Supreme Court of California
Nov 1, 1882
61 Cal. 629 (Cal. 1882)

Opinion

[Syllabus Material] [Syllabus Material] [Syllabus Material]          Department Two

         Appeal by defendant from the judgment of the Superior Court of the City and County of San Francisco, and from an order denying a motion for a new trial. Hunt, Jr., J.

         Action for the conversion of personal property. The trial was before the Court below, April 13, 1880, without a jury. The facts were as follows: On or about the twenty-sixth day of March, 1879, the plaintiff purchased in the market at San Francisco, ten shares of the capital stock of defendant, and received from his vendor a certificate representing ten shares of said capital stock, which had been issued by the defendant to James Coffin, Trustee, which certificate was to the effect, that James Coffin, Trustee, was entitled to ten shares of the capital stock of defendant, transferable on the books of defendant, by indorsement thereon and surrender of said certificate. The plaintiff purchased said shares of stock at their full market value, and without notice of the rights of any third person in or to the same. On said twenty-sixth day of March, 1879, plaintiff presented said certificate, properly indorsed by said Coffin, at defendant's office, and demanded a transfer of said shares and the issue of a new certificate to him therefor, which was refused, for the reason, as then and there stated to plaintiff, that one M. L. McDonald had given notice to defendant that he was the rightful owner of said shares; that the said certificate had been stolen from him, and that he had demanded that no transfer thereof be made. This action was commenced on the twenty-third day of May, 1879. The market value of said stock on said twenty-sixth day of March, 1879, and for some time thereafter, was the sum of forty-five dollars per share. Said shares were freely dealt in at and during said time, and the highest market value of said shares between said twenty-sixth day of March, 1879, and the day of trial, was the sum of eighty-eight dollars and fifty cents per share, at which price said shares were selling in said market during the month of October, 1879. The Court further found that the defendant converted the stock on March 26, 1879, and that the plaintiff commenced his action within a reasonable time after his cause of action accrued, and that his said action has been prosecuted with reasonable diligence.
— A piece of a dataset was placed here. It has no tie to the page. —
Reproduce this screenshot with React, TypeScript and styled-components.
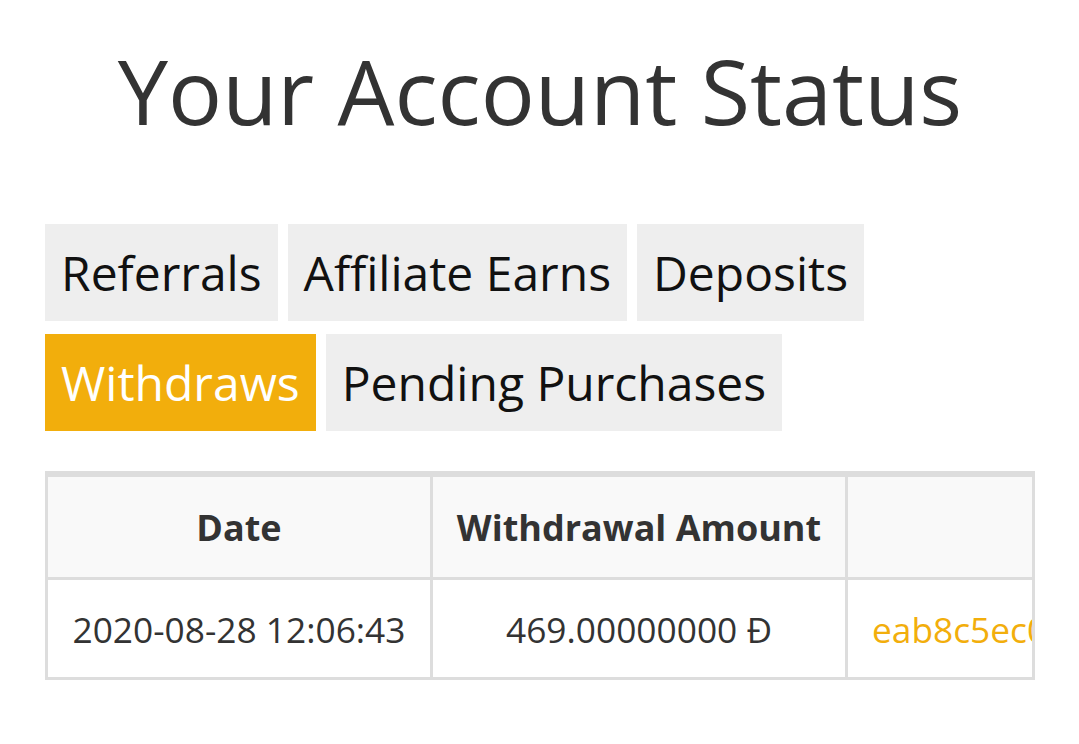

         Judgment was given in favor of the plaintiff for the sum of eight hundred and eighty-five dollars, the highest market value of the stock between March 26, 1879, and April 13, 1880, without interest. Defendant moved for a new trial which was denied.

         COUNSEL

         The motion for new trial was based upon the point that the Court erred in finding the action had been commenced within a reasonable time, within the meaning of Section 3336 of the Civil Code. This appeal presents the same point to this Court.

         By the provisions of Section 3336 of the Civil Code, it is provided: " The detriment caused by the wrongful conversion of personal property is presumed to be: The value of the property at the time of the conversion with interest from that time; or, where the action has been prosecuted with reasonable diligence, the highest market value of the property at any time between the conversion and the verdict, without interest, at the option of the injured party," etc.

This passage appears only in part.